The first full trading day of 2019 concluded in an unexpected fashion. A relatively quiet trading session in New York got shaken after the market close as Apple downgraded its earnings outlook. The move reinforced risk-off sentiment and caused a four figure drop in the USDJPY pair in a matter of six minutes.
The Japanese yen crosses mirrored the move with the AUDJPY being hit the hardest. Apple’s message about a contraction in Chinese demand sent the company’s shares down by seven percent in after-hours trading.
Just after 10 PM GMT, during the New Zealand and Australian trading sessions in thin liquidity the Japanese yen rallied from 108.80 per US dollar to 104.80 in about six minutes.
The move was exacerbated by the thin liquidity conditions at the time, but also by the massive amount of liquidation in AUD and TRY crosses.

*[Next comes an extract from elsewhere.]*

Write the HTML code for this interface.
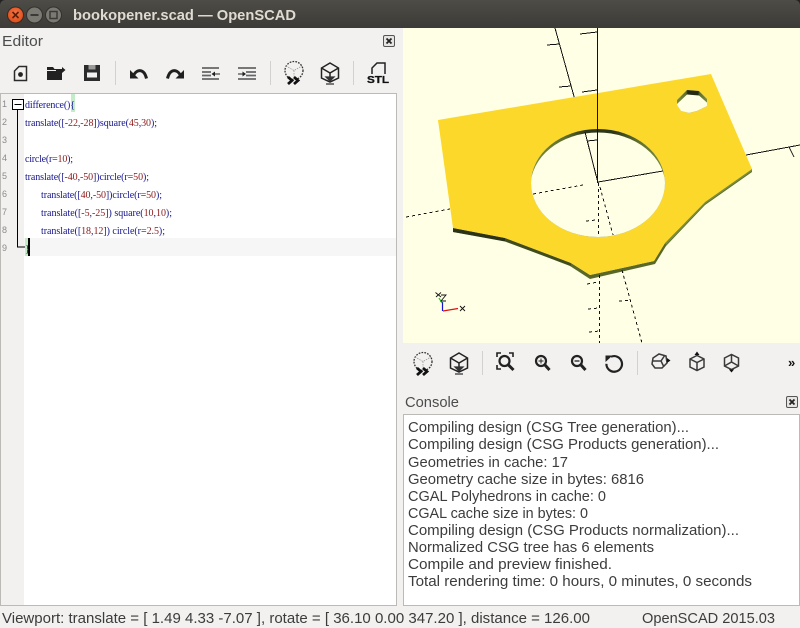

From a fundamental standpoint, the market’s short JPY positioning, Apple’s cut to Chinese demand and slowing PMI figures globally contributed to the move.
Reminiscent to 2016
The flash crash of the Japanese yen reinforced a somewhat forgotten rule when it comes to financial markets: anything is possible. The move was reminiscent to the GBP flash crash in October 2016.
The Japanese yen’s rally was the sharpest move for the currency in the past ten years. The Japanese holiday on Thursday might have also played a role as bids of options players protecting certain levels didn’t materialize.
In any case, if the first full trading day of the year offers any clues to the rest of the year, we could be in for a big spike in volatility in 2019.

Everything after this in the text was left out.